“Hands up, don’t shoot!” This is the cry heard in Ferguson and the surrounding area since the shooting of 18-year-old Normandy High School graduate, Michael Brown, at close range by a policeman on Aug. 9.
While the event took place in North County, two weeks and more than 150 arrests later, former Ferguson resident sophomore Imari McCabe still deals with the implications every day.
“I didn’t see exactly what happened, a lot of my friends were calling me saying that a kid that used to stay close by me got shot, so I called my mom to see if she had heard anything about it,” McCabe said. “We just waited, and at the time she didn’t want me to go over there just in case something was about to happen, so I just stayed at home until she got off of work. When she got home we turned on the news and saw everything that was happening. It was a shock that someone who was so close to me got shot straight on by a police officer, who was supposed to be protecting us over in that area.”
The Ferguson Police Department declined to comment on the matter, but McCabe recognizes the existing tension in the area.

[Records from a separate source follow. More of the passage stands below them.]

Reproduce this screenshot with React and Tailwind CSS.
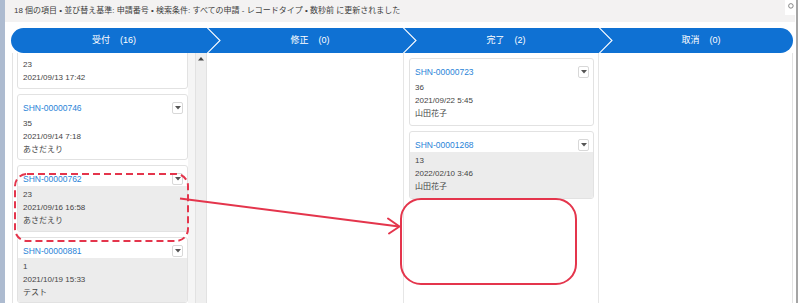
import React from "react";

const FONT = "font-['Liberation_Sans','Noto_Sans_CJK_JP',sans-serif]";

function DropBtn() {
  return (
    <div className="w-[11px] h-[12px] border border-[#d8d8d8] rounded-[2px] bg-white flex items-center justify-center shrink-0">
      <svg width="6" height="4" viewBox="0 0 6 4">
        <polygon points="0,0 6,0 3,3.5" fill="#555" />
      </svg>
    </div>
  );
}

function Card({ id, lines, gray, hideTitle }) {
  return (
    <div className="border border-[#e2e2e2] rounded-[3px] bg-white overflow-hidden">
      <div className="flex items-start justify-between pt-[6px] pl-[5px] pr-[4px] h-[20px]">
        <span className="text-[8.5px] leading-[14px] text-[#2a84d8]">{hideTitle ? "" : id}</span>
        {!hideTitle && <div className="mt-[1px]"><DropBtn /></div>}
      </div>
      <div className={`pt-[2px] pb-[5px] pl-[5px] ${gray ? "bg-[#ececec]" : ""}`}>
        {lines.map((l, i) => (
          <div key={i} className="text-[8px] leading-[13px] text-[#444]">{l}</div>
        ))}
      </div>
    </div>
  );
}

function Segment({ label, count, chevron }) {
  return (
    <div className="relative flex items-center justify-center gap-[10px] pl-[10px] text-white text-[9px]">
      <span>{label}</span>
      <span>({count})</span>
      {chevron && (
        <svg className="absolute top-0 left-full" width="14" height="25" viewBox="0 0 14 25">
          <polyline points="0,-0.5 13,12.5 0,25.5" fill="none" stroke="white" strokeWidth="1.1" />
        </svg>
      )}
    </div>
  );
}

export default function App() {
  return (
    <div className={`relative w-[800px] h-[303px] overflow-hidden bg-white flex ${FONT}`}>
      <div className="w-[5px] h-full bg-[#adbbd0]" />
      <div className="w-[790px] flex flex-col">
        <div className="h-[22px] bg-[#f3f2f2] flex items-start justify-between shrink-0">
          <div className="pl-[9px] pt-[5px] text-[8px] leading-[11px] text-[#3e3e3e] whitespace-nowrap">
            18 個の項目 • 並び替え基準: 申請番号 • 検索条件: すべての申請 - レコードタイプ • 数秒前 に更新されました
          </div>
          <div className="w-[10px] h-[15px] bg-white flex items-start pt-[3px] pl-[3px]">
            <svg width="7" height="7" viewBox="0 0 8 8">
              <circle cx="3.3" cy="3.3" r="2.6" fill="none" stroke="#777" strokeWidth="1" />
            </svg>
          </div>
        </div>
        <div className="mt-[6px] ml-[6px] mr-[2px] h-[25px] rounded-full bg-[#0f71d3] grid grid-cols-[196px_196px_196px_194px] shrink-0">
          <Segment label="受付" count="16" chevron />
          <Segment label="修正" count="0" chevron />
          <Segment label="完了" count="2" chevron />
          <Segment label="取消" count="0" />
        </div>
        <div className="ml-[7px] mr-[2px] flex-1 grid grid-cols-[195px_196px_196px_194px] min-h-0">
          {/* column 1 */}
          <div className="flex border-l border-[#e3e3e3] min-h-0 overflow-hidden">
            <div className="w-[171px] ml-[4px] flex flex-col gap-[5px] mt-[-18px]">
              <Card hideTitle lines={["23", "2021/09/13 17:42"]} />
              <Card id="SHN-00000746" lines={["35", "2021/09/14 7:18", "あさだえり"]} />
              <Card id="SHN-00000762" gray lines={["23", "2021/09/16 16:58", "あさだえり"]} />
              <Card id="SHN-00000881" gray lines={["1", "2021/10/19 15:33", "テスト"]} />
            </div>
            <div className="w-[7px] bg-[#f5f5f5]" />
            <div className="w-[12px] bg-[#efefef] border-l border-r border-[#e2e2e2] flex justify-center pt-[4px]">
              <svg width="6" height="4" viewBox="0 0 6 4">
                <polygon points="0,3.5 6,3.5 3,0" fill="#444" />
              </svg>
            </div>
          </div>
          {/* column 2 */}
          <div />
          {/* column 3 */}
          <div className="border-l border-r border-[#e6e6e6] pl-[5px] pr-[4px] pt-[5px] flex flex-col gap-[5px]">
            <Card id="SHN-00000723" lines={["36", "2021/09/22 5:45", "山田花子"]} />
            <Card id="SHN-00001268" gray lines={["13", "2022/02/10 3:46", "山田花子"]} />
          </div>
          {/* column 4 */}
          <div className="border-r border-[#e3e3e3]" />
        </div>
      </div>
      <div className="w-[5px] h-full flex">
        <div className="w-[1px]" />
        <div className="w-[2px] bg-[#a5a5a5]" />
      </div>

      <svg className="absolute inset-0 pointer-events-none" width="800" height="303" viewBox="0 0 800 303">
        <rect x="15" y="174" width="173" height="67" rx="12" fill="none" stroke="#e4354c" strokeWidth="2" strokeDasharray="7 4" />
        <line x1="180" y1="198.5" x2="399" y2="226.5" stroke="#e4354c" strokeWidth="2" />
        <polyline points="388,218.5 399.5,226.5 389,233.5" fill="none" stroke="#e4354c" strokeWidth="2" strokeLinecap="round" strokeLinejoin="round" />
        <rect x="401" y="199" width="175" height="85" rx="20" fill="none" stroke="#e4354c" strokeWidth="2" />
      </svg>
    </div>
  );
}
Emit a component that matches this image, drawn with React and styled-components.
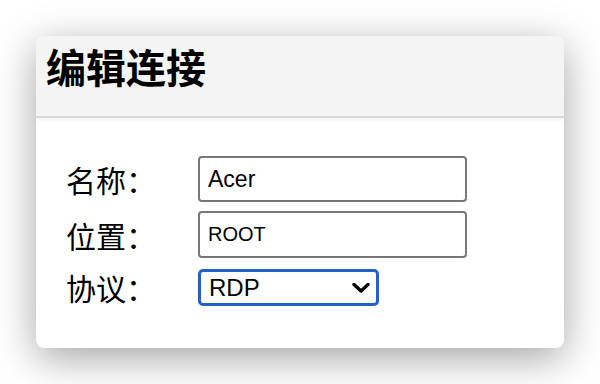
import React from "react";
import styled, { createGlobalStyle } from "styled-components";

const GlobalStyle = createGlobalStyle`
  html, body {
    margin: 0;
    padding: 0;
    background: #fff;
  }
  body {
    font-family: "Liberation Sans", "Noto Sans CJK SC", sans-serif;
  }
`;

function Chevron() {
  return (
    <svg width="18" height="11" viewBox="0 0 18 11" aria-hidden="true">
      <path
        d="M2 2 L9 8.5 L16 2"
        fill="none"
        stroke="#000"
        strokeWidth="3.4"
        strokeLinecap="round"
        strokeLinejoin="round"
      />
    </svg>
  );
}

function App() {
  return (
    <Page>
      <GlobalStyle />
      <Dialog>
        <Header>
          <h1>编辑连接</h1>
        </Header>
        <Form>
          <Label>名称：</Label>
          <TextInput defaultValue="Acer" $size={23} $height={46} />
          <Label>位置：</Label>
          <TextInput defaultValue="ROOT" $size={20} $height={47} />
          <Label>协议：</Label>
          <SelectBox>
            <select defaultValue="RDP">
              <option>RDP</option>
              <option>VNC</option>
              <option>SSH</option>
            </select>
            <ChevronSlot>
              <Chevron />
            </ChevronSlot>
          </SelectBox>
        </Form>
      </Dialog>
    </Page>
  );
}

const Page = styled.div`
  width: 600px;
  height: 384px;
  padding: 36px;
  box-sizing: border-box;
`;

const Dialog = styled.div`
  width: 528px;
  height: 312px;
  background: #fff;
  border-radius: 8px;
  overflow: hidden;
  box-shadow: 0 10px 40px rgba(0, 0, 0, 0.36);
`;

const Header = styled.div`
  height: 70px;
  background: #f4f4f4;
  border-bottom: 2px solid #d8d8d8;
  box-shadow: 0 2px 4px rgba(0, 0, 0, 0.06);
  padding: 10px 0 0 10px;

  h1 {
    margin: 0;
    font-family: "Noto Sans CJK SC", sans-serif;
    font-size: 40px;
    font-weight: 700;
    color: #000;
    line-height: 40px;
  }
`;

const Form = styled.div`
  display: grid;
  grid-template-columns: 132px auto;
  row-gap: 9px;
  align-items: center;
  justify-items: start;
  padding: 38px 0 0 30px;
`;

const Label = styled.span`
  font-family: "Noto Sans CJK SC", sans-serif;
  font-size: 30px;
  color: #000;
  line-height: 1;
`;

const TextInput = styled.input`
  width: 269px;
  height: ${(p) => p.$height}px;
  box-sizing: border-box;
  border: 2px solid #777;
  border-radius: 4px;
  padding: 0 8px;
  font-family: "Liberation Sans", sans-serif;
  font-size: ${(p) => p.$size}px;
  color: #000;
  background: #fff;
  outline: none;
`;

const SelectBox = styled.div`
  position: relative;
  width: 181px;
  height: 37px;
  box-sizing: border-box;
  border: 3px solid #2261c6;
  border-radius: 5px;
  margin-top: 2px;
  background: #fff;

  select {
    appearance: none;
    -webkit-appearance: none;
    width: 100%;
    height: 100%;
    border: none;
    outline: none;
    background: transparent;
    padding: 0 0 0 8px;
    font-family: "Liberation Sans", sans-serif;
    font-size: 24px;
    color: #000;
  }
`;

const ChevronSlot = styled.span`
  position: absolute;
  right: 6px;
  top: 50%;
  transform: translateY(-50%);
  display: flex;
  pointer-events: none;
`;

export default App;
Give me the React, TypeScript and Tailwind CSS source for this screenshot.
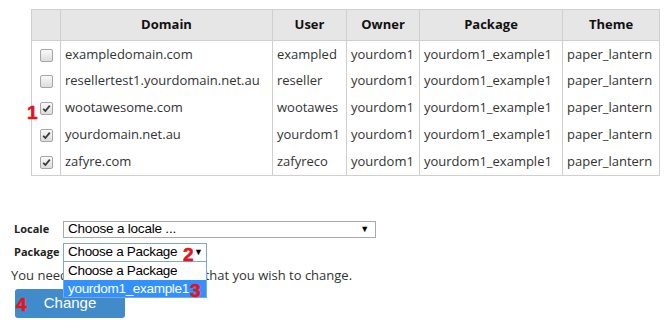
const rows = [
  { domain: "exampledomain.com", user: "exampled", checked: false },
  { domain: "resellertest1.yourdomain.net.au", user: "reseller", checked: false },
  { domain: "wootawesome.com", user: "wootawes", checked: true },
  { domain: "yourdomain.net.au", user: "yourdom1", checked: true },
  { domain: "zafyre.com", user: "zafyreco", checked: true },
];

function Check({ on }: { on: boolean }) {
  return (
    <span className="inline-flex h-[13px] w-[13px] items-center justify-center rounded-[2px] border border-[#a6a6a6] bg-gradient-to-b from-[#fafafa] to-[#dcdcdc] align-middle">
      {on && (
        <svg width="9" height="9" viewBox="0 0 9 9">
          <path d="M1.2 4.8 L3.4 7 L7.8 1.6" fill="none" stroke="#3a3a3a" strokeWidth="1.8" />
        </svg>
      )}
    </span>
  );
}

function Mark({ n, className }: { n: string; className: string }) {
  return (
    <span className={"absolute font-bold text-[19px] leading-none text-[#e3151c] font-['Liberation_Sans',sans-serif] [-webkit-text-stroke:0.6px_#e3151c] " + className}>
      {n}
    </span>
  );
}

const th = "border border-[#cfcfcf] bg-[#e6e6e6] font-bold text-[13px] text-[#111] text-center h-[31px]";
const td = "border-x border-[#cfcfcf] h-[27px] pl-[4px] whitespace-nowrap";

export default function App() {
  return (
    <div className="relative h-[332px] w-[665px] overflow-hidden bg-white font-['Open_Sans',sans-serif] text-[13px] text-[#333]">
      <table className="ml-[31px] mt-[9px] border-collapse border border-[#cfcfcf]">
        <thead>
          <tr>
            <th className={th + " w-[29px]"}></th>
            <th className={th + " w-[212px]"}>Domain</th>
            <th className={th + " w-[74px]"}>User</th>
            <th className={th + " w-[73px]"}>Owner</th>
            <th className={th + " w-[143px]"}>Package</th>
            <th className={th + " w-[97px]"}>Theme</th>
          </tr>
        </thead>
        <tbody>
          {rows.map((r) => (
            <tr key={r.domain}>
              <td className="border-x border-[#cfcfcf] h-[27px] text-center">
                <Check on={r.checked} />
              </td>
              <td className={td}>{r.domain}</td>
              <td className={td}>{r.user}</td>
              <td className={td}>yourdom1</td>
              <td className={td}>yourdom1_example1</td>
              <td className={td}>paper_lantern</td>
            </tr>
          ))}
        </tbody>
      </table>

      <div className="mt-[45px] pl-[11px]">
        <div className="flex items-center">
          <span className="w-[52px] pl-[3px] text-[11px] font-bold text-[#222]">Locale</span>
          <div className="flex h-[17px] w-[313px] items-center justify-between border border-[#a9a9a9] bg-white pl-[4px] pr-[6px] font-['Liberation_Sans',sans-serif] text-[13.5px] tracking-[-0.2px] text-black">
            <span>Choose a locale ...</span>
            <span className="text-[9px]">▼</span>
          </div>
        </div>
        <div className="relative mt-[5px] flex items-center">
          <span className="w-[52px] pl-[3px] text-[11px] font-bold text-[#222]">Package</span>
          <div className="flex h-[19px] w-[144px] items-center justify-between border border-[#7ea6dc] bg-white pl-[4px] pr-[3px] font-['Liberation_Sans',sans-serif] text-[14px] text-black">
            <span className="text-[13.5px] tracking-[-0.3px]">Choose a Package</span>
            <span className="text-[9px]">▼</span>
          </div>
          <div className="absolute left-[52px] top-[18px] z-10 w-[144px] border border-[#7ea6dc] bg-white font-['Liberation_Sans',sans-serif] text-[13.5px] tracking-[-0.3px] text-black">
            <div className="h-[18px] pl-[4px] leading-[18px]">Choose a Package</div>
            <div className="h-[17px] bg-[#3390ff] pl-[4px] leading-[17px] text-white">yourdom1_example1</div>
          </div>
        </div>
        <p className="mt-[4px] leading-[18px]">You need to select the domains that you wish to change.</p>
        <button className="ml-[4px] mt-[5px] h-[29px] w-[110px] rounded-[3px] bg-[#428bca] font-['Liberation_Sans',sans-serif] text-[15px] text-white">
          Change
        </button>
      </div>

      <Mark n="1" className="left-[27px] top-[103px]" />
      <Mark n="2" className="left-[183px] top-[245px] z-20" />
      <Mark n="3" className="left-[190px] top-[281px] z-20" />
      <Mark n="4" className="left-[16px] top-[295px]" />
    </div>
  );
}
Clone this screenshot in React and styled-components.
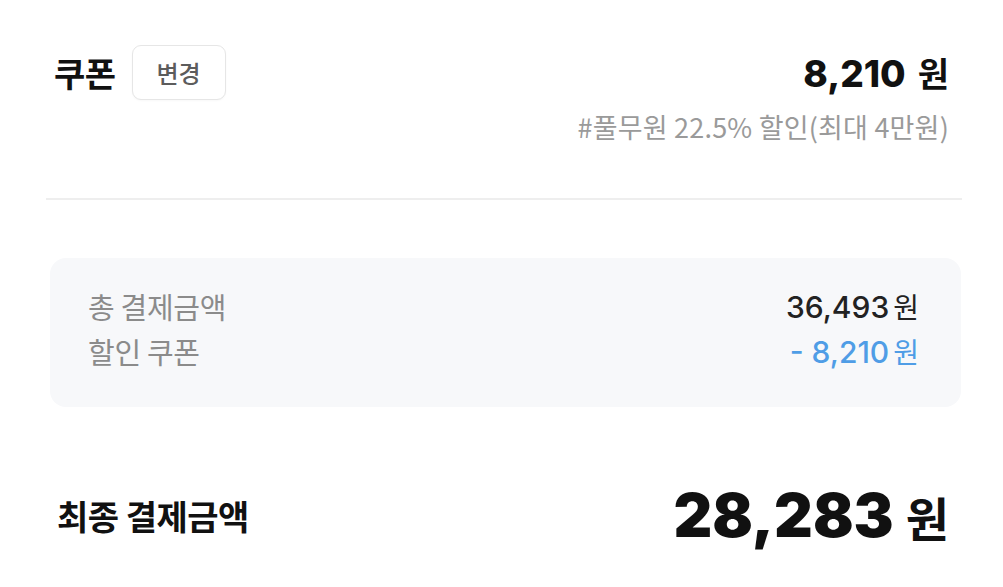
import React from 'react';
import styled, { createGlobalStyle } from 'styled-components';

const GlobalStyle = createGlobalStyle`
    body {
        margin: 0;
        background: #ffffff;
        font-family: "Noto Sans CJK KR", "Noto Sans", sans-serif;
        -webkit-font-smoothing: antialiased;
    }
`;

const Page = styled.div`
    width: 1003px;
    box-sizing: border-box;
    padding: 45px 41px 0 46px;
`;

const CouponRow = styled.div`
    display: flex;
    align-items: center;
    justify-content: space-between;
    height: 55px;
    padding: 0 13px 0 8px;
`;

const TitleGroup = styled.div`
    display: flex;
    align-items: center;
    gap: 16px;
`;

const Title = styled.span`
    font-size: 34px;
    font-weight: 700;
    color: #111;
    letter-spacing: -0.5px;
`;

const ChangeButton = styled.button`
    width: 94px;
    height: 55px;
    border: 1px solid #e6e6e6;
    border-radius: 9px;
    background: #fff;
    font-family: "Noto Sans CJK KR", sans-serif;
    font-size: 24px;
    font-weight: 500;
    color: #5c5c5c;
    box-shadow: 0 1px 2px rgba(0, 0, 0, 0.03);
`;

const Amount = styled.div`
    display: flex;
    align-items: baseline;
    gap: ${p => p.$gap || 10}px;
    color: ${p => p.$color || '#111'};
`;

const Number = styled.span`
    font-family: Inter, "Liberation Sans", sans-serif;
    font-size: ${p => p.$size}px;
    font-weight: ${p => p.$weight || 800};
`;

const Unit = styled.span`
    font-family: "Noto Sans CJK KR", sans-serif;
    font-size: ${p => p.$size}px;
    font-weight: ${p => p.$weight || 700};
`;

const Note = styled.div`
    margin-top: 12px;
    padding-right: 13px;
    text-align: right;
    font-size: 27px;
    line-height: 30px;
    color: #9a9a9a;
    letter-spacing: 0.2px;
`;

const Divider = styled.hr`
    margin: 56px 0 0;
    border: none;
    height: 2px;
    background: #eeeeee;
`;

const SummaryBox = styled.div`
    margin: 58px 1px 0 4px;
    padding: 25px 42px 34px 38px;
    border-radius: 16px;
    background: #f7f8fa;
`;

const SummaryRow = styled.div`
    display: flex;
    align-items: center;
    justify-content: space-between;
    height: 45px;
`;

const Label = styled.span`
    font-size: 29px;
    color: #8b8b8b;
    letter-spacing: -0.3px;
`;

const FinalRow = styled.div`
    display: flex;
    align-items: center;
    justify-content: space-between;
    height: 70px;
    margin-top: 73px;
    padding: 0 13px 0 11px;
`;

const FinalLabel = styled.span`
    font-size: 34px;
    font-weight: 700;
    color: #111;
    letter-spacing: -0.5px;
`;

export default function App () {
    return (
        <Page>
            <GlobalStyle/>
            <CouponRow>
                <TitleGroup>
                    <Title>쿠폰</Title>
                    <ChangeButton>변경</ChangeButton>
                </TitleGroup>
                <Amount $gap={ 12 }>
                    <Number $size={ 37 }>8,210</Number>
                    <Unit $size={ 34 }>원</Unit>
                </Amount>
            </CouponRow>
            <Note>#풀무원 22.5% 할인(최대 4만원)</Note>
            <Divider/>
            <SummaryBox>
                <SummaryRow>
                    <Label>총 결제금액</Label>
                    <Amount $gap={ 4 } $color="#222">
                        <Number $size={ 30 } $weight={ 500 }>36,493</Number>
                        <Unit $size={ 28 } $weight={ 400 }>원</Unit>
                    </Amount>
                </SummaryRow>
                <SummaryRow>
                    <Label>할인 쿠폰</Label>
                    <Amount $gap={ 4 } $color="#4f9de6">
                        <Number $size={ 30 } $weight={ 500 }>- 8,210</Number>
                        <Unit $size={ 28 } $weight={ 400 }>원</Unit>
                    </Amount>
                </SummaryRow>
            </SummaryBox>
            <FinalRow>
                <FinalLabel>최종 결제금액</FinalLabel>
                <Amount $gap={ 12 }>
                    <Number $size={ 60 } $weight={ 900 }>28,283</Number>
                    <Unit $size={ 47 } $weight={ 700 }>원</Unit>
                </Amount>
            </FinalRow>
        </Page>
    );
}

“There’s been police in that area before, and there’s been bickering, but nothing extreme,” McCabe said. “Not to the point that people got shot.”
Although McCabe no longer lives in the immediate area of the brunt of the violence brought on by the riots, her family connections make the event hit close to home.
“My grandmother lives over there, and she’s a little in shock because of the riots and everything,” McCabe said. “She’s handling it pretty well, but she’s just scared to walk out her door in case one of the protestors loses their mind and goes off. There’s still that danger in the back of her mind.”
McCabe believes school serves as a chance to get away from Ferguson’s environment.
“The different atmosphere here helps me get my mind off of what’s going on right now, it’s good to see familiar faces,” McCabe said. “But then I go home and I don’t know what’s gonna happen next, and I don’t know half the people I see.”
The riots are happening in the greater St. Louis area, but McCabe has not noticed a change in atmosphere at West.
“It really doesn’t affect people here because they’re still living their day-to-day life,” McCabe said. “They hear about it on the news but just as long as it doesn’t affect them, they think they’re fine, while the people who are actually over there seeing it and having to go through it see it differently”
McCabe wants students to know how they can help out.
“Try to be friendly to the kids that stay over there,” McCabe said. “You should ask them if they’re okay so they don’t have to focus on it, and they won’t have the constant reminder that it is going on. It would be nice to not think about it for a little while.”